- Recorded data

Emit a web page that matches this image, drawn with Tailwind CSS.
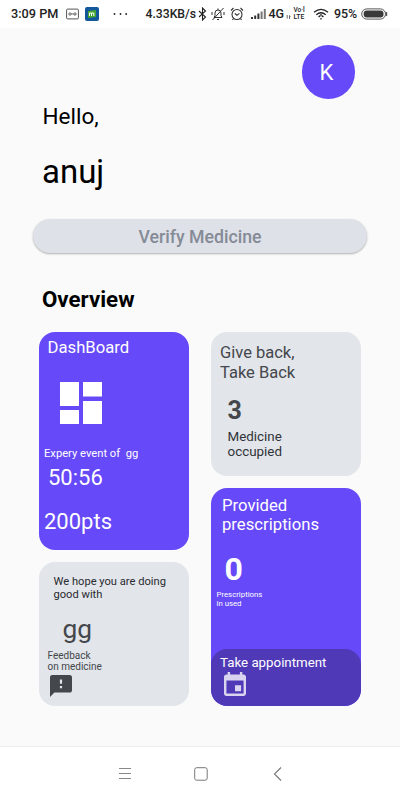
<!DOCTYPE html>
<html lang="en">
<head>
<meta charset="utf-8">
<meta name="viewport" content="width=device-width">
<title>Medicine overview</title>
<script src="https://cdn.jsdelivr.net/npm/@tailwindcss/browser@4"></script>
</head>
<body class="w-[400px] h-[800px] overflow-hidden bg-[#fafafa] flex flex-col font-[Roboto,sans-serif] text-black">
<header class="h-7 shrink-0 bg-white flex items-center pl-[11px] text-[12px] leading-[14px] font-medium text-[#222]">
  <span class="w-[55px] whitespace-nowrap text-[12.700px]">3:09 PM</span>
  <svg class="w-[13px] h-3 shrink-0" viewBox="0 0 13 12" fill="none" stroke="#555"><rect x=".6" y="1.1" width="11.8" height="9.8" rx="1"/><path d="M3 5h2v2H3zM5 6h3M8 5h2v2H8z" stroke-width=".8"/></svg>
  <svg class="w-3.5 h-3.5 ml-1.5 shrink-0" viewBox="0 0 14 14"><rect width="14" height="14" rx="2" fill="#12589b"/><path d="M3 4l8-1v7l-8 1z" fill="#45a52c"/><path d="M4.500 9V6h2v3M6.500 6h2.300v3" fill="none" stroke="#fff"/></svg>
  <svg class="w-[15px] h-3 ml-[14px] shrink-0" viewBox="0 0 15 12" fill="#222"><circle cx="1.500" cy="6" r=".9"/><circle cx="7.500" cy="6" r=".9"/><circle cx="13.200" cy="6" r=".9"/></svg>
  <span class="ml-[17.500px] w-[52.500px] whitespace-nowrap text-[12.200px]">4.33KB/s</span>
  <svg class="w-[9px] h-3.5 shrink-0" viewBox="0 0 9 14" fill="none" stroke="#222" stroke-width="1.1"><path d="M1 4l6.500 6L4.500 13V1l3 3L1 10"/></svg>
  <svg class="w-[14px] h-3.5 ml-1 shrink-0" viewBox="0 0 14 14" fill="none" stroke="#333" stroke-width="1"><path d="M3 10.500h8L10 8.500V6a3 3 0 0 0-6 0v2.500zM6 12.500h2M12.500 1L1.500 13M1 5v3M13 5v3M7 3V1.500"/></svg>
  <svg class="w-[14px] h-3.5 ml-[5px] shrink-0" viewBox="0 0 14 14" fill="none" stroke="#333" stroke-width="1.1"><circle cx="7" cy="7.500" r="5"/><path d="M4.800 6.500L7 8.300l2.400-2M1 3.500L3.500 1M13 3.500L10.500 1M3.500 11.500L2.500 13M10.500 11.500l1 1.500"/></svg>
  <svg class="w-[15px] h-3 ml-[6.500px] shrink-0" viewBox="0 0 15 12"><path d="M0 9h2v2H0zM3.200 7.500h2V11h-2zM6.400 5.500h2V11h-2z" fill="#333"/><path d="M9.600 3.500h2V11h-2zM12.800 1h2v10h-2z" fill="#777"/></svg>
  <span class="ml-[3px] w-[17px] whitespace-nowrap text-[12.500px]">4G</span>
  <svg class="w-[5px] h-3 shrink-0" viewBox="0 0 5 12" fill="none" stroke="#555" stroke-width=".9"><path d="M1.200 7v3.500M3.500 11V7.500l1 1"/></svg>
  <span class="ml-[3px] w-[13px] flex flex-col text-[7px] leading-[7px] font-medium"><span class="whitespace-nowrap text-[6.500px]">Vo·l</span><span class="whitespace-nowrap text-[6.800px]">LTE</span></span>
  <svg class="w-4 h-3 ml-[6px] shrink-0" viewBox="0 0 16 12" fill="none" stroke="#222" stroke-width="1.300"><path d="M1 4.200Q8-1.600 15 4.200M3.300 6.700Q8 2.800 12.700 6.700M5.600 9Q6.500 8 7 8M10.400 9Q9.500 8 9 8M8 6v2.500M8 10v1.500"/></svg>
  <span class="ml-[5.500px] w-[26.500px] whitespace-nowrap text-[12.400px]">95%</span>
  <svg class="w-[27px] h-3 shrink-0" viewBox="0 0 27 12"><rect x=".7" y=".9" width="23.800" height="10.200" rx="5.100" fill="none" stroke="#555"/><rect x="2.700" y="2.500" width="19.800" height="7" rx="3" fill="#3a3a3a"/><path d="M25.500 4v4" stroke="#555" stroke-width="1.300"/></svg>
</header>
<main class="flex-1 min-h-0 flex flex-col">
  <div class="self-end mr-[45px] mt-[17px] w-[53px] h-[53.500px] rounded-full bg-[#6649f8] text-white text-[22px] leading-[56px] text-center"><span class="relative -left-0.5">K</span></div>
  <p class="ml-[42.500px] mt-[4.500px] text-[22.500px] leading-[26px]">Hello,</p>
  <h1 class="ml-[42px] mt-[23.500px] text-[33px] leading-[38px]">anuj</h1>
  <button class="ml-[33px] mt-[28px] w-[334px] h-[34.500px] rounded-full bg-[#dee1e8] shadow-[0_1px_2px_rgba(0,0,0,0.300)] pt-px text-[17.700px] leading-[34px] font-medium text-[#858b96]">Verify Medicine</button>
  <h2 class="ml-[42px] mt-[33px] text-[22.300px] leading-[26px] font-bold">Overview</h2>
  <div class="ml-[39px] mt-[20px] flex gap-[22px]">
    <div class="w-[150px] flex flex-col gap-3">
      <section class="h-[218px] rounded-[16px] bg-[#6649f8] text-white flex flex-col items-start">
        <h3 class="ml-[8.500px] mt-[5.500px] text-[16.700px] leading-5">DashBoard</h3>
        <svg class="ml-[21px] mt-[24.500px] w-[42px] h-[42px] shrink-0" viewBox="0 0 42 42" fill="#fff"><path d="M0 0h19v24H0zM0 28h19v14H0zM23 0h19v14.500H23zM23 19h19v23H23z"/></svg>
        <p class="ml-[5px] mt-[23px] text-[11.200px] leading-[14px] whitespace-pre">Expery event of  gg</p>
        <p class="ml-[9px] mt-[3.500px] text-[22px] leading-[26px]">50:56</p>
        <p class="ml-[5px] mt-[18.500px] text-[22px] leading-[26px]">200pts</p>
      </section>
      <section class="h-36 rounded-[16px] bg-[#e2e5ea] text-[#44474b] flex flex-col items-start">
        <p class="ml-[14.500px] mt-[12.500px] text-[11.150px] leading-[13px] text-[#282b2f]">We hope you are doing<br>good with</p>
        <p class="ml-[23.500px] mt-[13px] text-[26.300px] leading-[30px]">gg</p>
        <p class="ml-[8.500px] mt-[6px] text-[10px] leading-[11.500px]">Feedback<br>on medicine</p>
        <svg class="ml-[11px] mt-[2.500px] w-[22px] h-[22px] shrink-0" viewBox="2 2 20 20" fill="#44474b"><path d="M20 2H4c-1.100 0-1.990.9-1.990 2L2 22l4-4h14c1.100 0 2-.9 2-2V4c0-1.100-.9-2-2-2zm-7 12h-2v-2h2v2zm0-4h-2V6h2v4z"/></svg>
      </section>
    </div>
    <div class="w-[150px] flex flex-col gap-[11.500px]">
      <section class="h-36 rounded-[16px] bg-[#e2e5ea] text-[#44474b] flex flex-col items-start">
        <h3 class="ml-[9px] mt-[11px] text-[16.500px] leading-[19.500px]">Give back,<br>Take Back</h3>
        <p class="ml-[16.500px] mt-[13.500px] text-[25px] leading-[30px] font-bold">3</p>
        <p class="ml-[16.500px] mt-[3px] text-[13.400px] leading-[15.500px] text-[#303338]">Medicine<br>occupied</p>
      </section>
      <section class="h-[218.500px] rounded-[16px] overflow-hidden bg-[#6649f8] text-white flex flex-col items-start">
        <h3 class="ml-[11px] mt-[8px] text-[16.700px] leading-[19.500px]">Provided<br>prescriptions</h3>
        <p class="ml-[13.500px] mt-[16px] text-[32px] leading-9 font-bold">0</p>
        <p class="ml-[5.500px] mt-[3px] text-[7.800px] leading-[9px]">Prescriptions<br>in used</p>
        <div class="mt-auto w-full h-[57px] rounded-[16px] bg-[#4f39b7] flex flex-col items-start">
          <p class="ml-[9px] mt-[5.500px] text-[13.300px] leading-4">Take appointment</p>
          <svg class="ml-[13px] mt-[1px] w-[22px] h-6 shrink-0" viewBox="3 1 18 20" preserveAspectRatio="none" fill="#d9d4f0"><path d="M17 12h-5v5h5v-5zM16 1v2H8V1H6v2H5c-1.110 0-1.990.9-1.990 2L3 19c0 1.100.89 2 2 2h14c1.100 0 2-.9 2-2V5c0-1.100-.9-2-2-2h-1V1h-2zm3 18H5V8h14v11z"/></svg>
        </div>
      </section>
    </div>
  </div>
</main>
<nav class="h-[54px] shrink-0 bg-white border-t border-[#eee] flex items-center">
  <svg class="ml-[118px] w-[14px] h-[14px]" viewBox="0 0 14 14" fill="none" stroke="#888"><path d="M1 1.500h12M1 6.500h12M1 11.500h12"/></svg>
  <svg class="ml-[61.500px] w-[14px] h-[14px]" viewBox="0 0 14 14" fill="none" stroke="#777"><rect x=".7" y=".7" width="12.500" height="12.500" rx="2"/></svg>
  <svg class="ml-[65px] w-[9px] h-[14px]" viewBox="0 0 9 14" fill="none" stroke="#777" stroke-width="1.100"><path d="M8 .5L1.500 7 8 13.500"/></svg>
</nav>
</body>
</html>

- Written problem
Give a single number: the count of lines above that include the word "with".

- Written reply
2